Available data:
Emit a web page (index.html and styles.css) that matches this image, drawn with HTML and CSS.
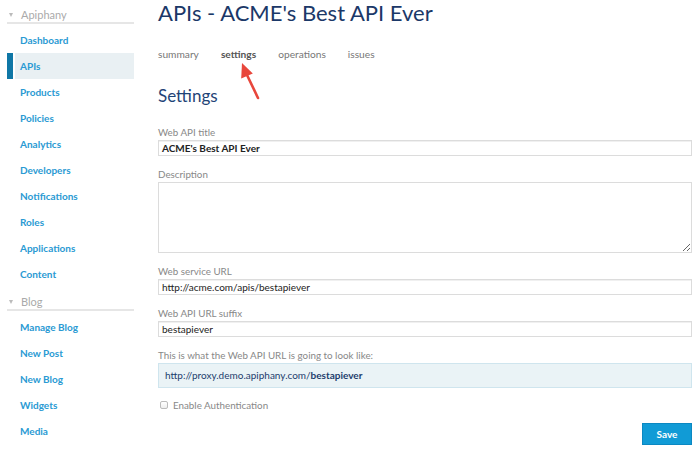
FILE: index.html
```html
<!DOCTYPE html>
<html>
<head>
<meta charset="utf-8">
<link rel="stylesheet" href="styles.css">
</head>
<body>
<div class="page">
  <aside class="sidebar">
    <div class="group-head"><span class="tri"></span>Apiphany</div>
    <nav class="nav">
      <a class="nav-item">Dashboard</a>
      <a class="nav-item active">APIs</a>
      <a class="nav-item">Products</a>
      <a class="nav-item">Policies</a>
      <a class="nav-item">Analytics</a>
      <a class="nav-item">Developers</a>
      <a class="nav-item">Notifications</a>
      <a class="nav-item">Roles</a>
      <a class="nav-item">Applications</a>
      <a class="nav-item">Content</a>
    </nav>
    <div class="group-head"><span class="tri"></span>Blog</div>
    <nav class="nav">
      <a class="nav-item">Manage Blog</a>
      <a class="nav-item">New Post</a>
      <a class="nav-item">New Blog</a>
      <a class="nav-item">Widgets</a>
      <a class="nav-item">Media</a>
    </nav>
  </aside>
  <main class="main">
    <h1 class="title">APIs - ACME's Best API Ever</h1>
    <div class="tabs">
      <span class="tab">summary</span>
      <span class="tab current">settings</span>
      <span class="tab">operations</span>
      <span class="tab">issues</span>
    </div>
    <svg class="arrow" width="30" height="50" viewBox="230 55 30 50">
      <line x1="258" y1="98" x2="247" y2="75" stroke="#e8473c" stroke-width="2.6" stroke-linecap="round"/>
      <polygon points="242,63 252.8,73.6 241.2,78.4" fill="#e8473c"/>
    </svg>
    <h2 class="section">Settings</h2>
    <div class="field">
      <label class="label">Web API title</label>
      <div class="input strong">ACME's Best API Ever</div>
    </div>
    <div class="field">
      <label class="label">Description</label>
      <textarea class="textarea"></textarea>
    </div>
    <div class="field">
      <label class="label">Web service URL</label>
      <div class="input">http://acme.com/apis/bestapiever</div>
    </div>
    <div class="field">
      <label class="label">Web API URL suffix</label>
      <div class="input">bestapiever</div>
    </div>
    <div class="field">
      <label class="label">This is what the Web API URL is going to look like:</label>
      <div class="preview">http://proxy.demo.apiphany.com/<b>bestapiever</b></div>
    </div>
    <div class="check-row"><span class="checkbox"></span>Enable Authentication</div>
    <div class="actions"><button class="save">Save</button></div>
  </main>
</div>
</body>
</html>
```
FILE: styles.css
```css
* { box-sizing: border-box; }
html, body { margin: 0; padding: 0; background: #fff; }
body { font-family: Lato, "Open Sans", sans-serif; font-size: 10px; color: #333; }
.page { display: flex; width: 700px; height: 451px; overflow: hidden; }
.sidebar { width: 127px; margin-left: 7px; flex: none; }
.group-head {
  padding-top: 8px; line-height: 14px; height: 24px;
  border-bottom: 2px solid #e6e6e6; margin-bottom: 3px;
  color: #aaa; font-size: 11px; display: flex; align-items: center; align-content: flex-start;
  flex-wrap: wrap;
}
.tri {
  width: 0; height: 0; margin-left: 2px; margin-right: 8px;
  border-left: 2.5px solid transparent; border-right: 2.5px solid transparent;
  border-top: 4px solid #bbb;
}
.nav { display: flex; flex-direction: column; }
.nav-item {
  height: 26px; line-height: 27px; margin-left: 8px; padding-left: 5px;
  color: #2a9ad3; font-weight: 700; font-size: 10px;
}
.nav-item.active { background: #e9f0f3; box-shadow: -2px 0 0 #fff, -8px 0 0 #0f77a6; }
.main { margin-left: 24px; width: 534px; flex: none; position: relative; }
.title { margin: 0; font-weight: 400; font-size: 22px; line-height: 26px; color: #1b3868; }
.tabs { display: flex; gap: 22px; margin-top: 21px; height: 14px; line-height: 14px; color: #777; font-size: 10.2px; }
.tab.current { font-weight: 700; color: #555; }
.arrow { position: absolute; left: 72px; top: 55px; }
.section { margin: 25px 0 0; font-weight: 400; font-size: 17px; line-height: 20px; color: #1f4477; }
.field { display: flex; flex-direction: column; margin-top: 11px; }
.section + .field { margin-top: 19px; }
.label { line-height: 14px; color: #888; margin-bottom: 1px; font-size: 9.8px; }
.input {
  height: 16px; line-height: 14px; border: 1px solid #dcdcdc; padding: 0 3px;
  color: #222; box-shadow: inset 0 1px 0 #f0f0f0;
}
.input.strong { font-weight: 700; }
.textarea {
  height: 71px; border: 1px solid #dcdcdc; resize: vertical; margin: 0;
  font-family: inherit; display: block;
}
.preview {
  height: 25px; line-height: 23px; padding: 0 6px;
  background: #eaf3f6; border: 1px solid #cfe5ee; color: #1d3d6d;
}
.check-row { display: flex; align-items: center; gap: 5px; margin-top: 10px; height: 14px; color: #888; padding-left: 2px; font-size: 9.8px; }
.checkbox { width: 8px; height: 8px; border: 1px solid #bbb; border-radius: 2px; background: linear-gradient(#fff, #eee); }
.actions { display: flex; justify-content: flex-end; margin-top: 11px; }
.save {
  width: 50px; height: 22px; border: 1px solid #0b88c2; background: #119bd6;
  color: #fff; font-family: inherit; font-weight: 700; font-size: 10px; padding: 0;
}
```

Work to do: Retype the whole listing exactly and leave the pictures out.

Finished exercise:
Emit a web page (index.html and styles.css) that matches this image, drawn with HTML and CSS.
FILE: index.html
```html
<!DOCTYPE html>
<html>
<head>
<meta charset="utf-8">
<link rel="stylesheet" href="styles.css">
</head>
<body>
<div class="page">
  <aside class="sidebar">
    <div class="group-head"><span class="tri"></span>Apiphany</div>
    <nav class="nav">
      <a class="nav-item">Dashboard</a>
      <a class="nav-item active">APIs</a>
      <a class="nav-item">Products</a>
      <a class="nav-item">Policies</a>
      <a class="nav-item">Analytics</a>
      <a class="nav-item">Developers</a>
      <a class="nav-item">Notifications</a>
      <a class="nav-item">Roles</a>
      <a class="nav-item">Applications</a>
      <a class="nav-item">Content</a>
    </nav>
    <div class="group-head"><span class="tri"></span>Blog</div>
    <nav class="nav">
      <a class="nav-item">Manage Blog</a>
      <a class="nav-item">New Post</a>
      <a class="nav-item">New Blog</a>
      <a class="nav-item">Widgets</a>
      <a class="nav-item">Media</a>
    </nav>
  </aside>
  <main class="main">
    <h1 class="title">APIs - ACME's Best API Ever</h1>
    <div class="tabs">
      <span class="tab">summary</span>
      <span class="tab current">settings</span>
      <span class="tab">operations</span>
      <span class="tab">issues</span>
    </div>
    <svg class="arrow" width="30" height="50" viewBox="230 55 30 50">
      <line x1="258" y1="98" x2="247" y2="75" stroke="#e8473c" stroke-width="2.6" stroke-linecap="round"/>
      <polygon points="242,63 252.8,73.6 241.2,78.4" fill="#e8473c"/>
    </svg>
    <h2 class="section">Settings</h2>
    <div class="field">
      <label class="label">Web API title</label>
      <div class="input strong">ACME's Best API Ever</div>
    </div>
    <div class="field">
      <label class="label">Description</label>
      <textarea class="textarea"></textarea>
    </div>
    <div class="field">
      <label class="label">Web service URL</label>
      <div class="input">http://acme.com/apis/bestapiever</div>
    </div>
    <div class="field">
      <label class="label">Web API URL suffix</label>
      <div class="input">bestapiever</div>
    </div>
    <div class="field">
      <label class="label">This is what the Web API URL is going to look like:</label>
      <div class="preview">http://proxy.demo.apiphany.com/<b>bestapiever</b></div>
    </div>
    <div class="check-row"><span class="checkbox"></span>Enable Authentication</div>
    <div class="actions"><button class="save">Save</button></div>
  </main>
</div>
</body>
</html>
```
FILE: styles.css
```css
* { box-sizing: border-box; }
html, body { margin: 0; padding: 0; background: #fff; }
body { font-family: Lato, "Open Sans", sans-serif; font-size: 10px; color: #333; }
.page { display: flex; width: 700px; height: 451px; overflow: hidden; }
.sidebar { width: 127px; margin-left: 7px; flex: none; }
.group-head {
  padding-top: 8px; line-height: 14px; height: 24px;
  border-bottom: 2px solid #e6e6e6; margin-bottom: 3px;
  color: #aaa; font-size: 11px; display: flex; align-items: center; align-content: flex-start;
  flex-wrap: wrap;
}
.tri {
  width: 0; height: 0; margin-left: 2px; margin-right: 8px;
  border-left: 2.5px solid transparent; border-right: 2.5px solid transparent;
  border-top: 4px solid #bbb;
}
.nav { display: flex; flex-direction: column; }
.nav-item {
  height: 26px; line-height: 27px; margin-left: 8px; padding-left: 5px;
  color: #2a9ad3; font-weight: 700; font-size: 10px;
}
.nav-item.active { background: #e9f0f3; box-shadow: -2px 0 0 #fff, -8px 0 0 #0f77a6; }
.main { margin-left: 24px; width: 534px; flex: none; position: relative; }
.title { margin: 0; font-weight: 400; font-size: 22px; line-height: 26px; color: #1b3868; }
.tabs { display: flex; gap: 22px; margin-top: 21px; height: 14px; line-height: 14px; color: #777; font-size: 10.2px; }
.tab.current { font-weight: 700; color: #555; }
.arrow { position: absolute; left: 72px; top: 55px; }
.section { margin: 25px 0 0; font-weight: 400; font-size: 17px; line-height: 20px; color: #1f4477; }
.field { display: flex; flex-direction: column; margin-top: 11px; }
.section + .field { margin-top: 19px; }
.label { line-height: 14px; color: #888; margin-bottom: 1px; font-size: 9.8px; }
.input {
  height: 16px; line-height: 14px; border: 1px solid #dcdcdc; padding: 0 3px;
  color: #222; box-shadow: inset 0 1px 0 #f0f0f0;
}
.input.strong { font-weight: 700; }
.textarea {
  height: 71px; border: 1px solid #dcdcdc; resize: vertical; margin: 0;
  font-family: inherit; display: block;
}
.preview {
  height: 25px; line-height: 23px; padding: 0 6px;
  background: #eaf3f6; border: 1px solid #cfe5ee; color: #1d3d6d;
}
.check-row { display: flex; align-items: center; gap: 5px; margin-top: 10px; height: 14px; color: #888; padding-left: 2px; font-size: 9.8px; }
.checkbox { width: 8px; height: 8px; border: 1px solid #bbb; border-radius: 2px; background: linear-gradient(#fff, #eee); }
.actions { display: flex; justify-content: flex-end; margin-top: 11px; }
.save {
  width: 50px; height: 22px; border: 1px solid #0b88c2; background: #119bd6;
  color: #fff; font-family: inherit; font-weight: 700; font-size: 10px; padding: 0;
}
```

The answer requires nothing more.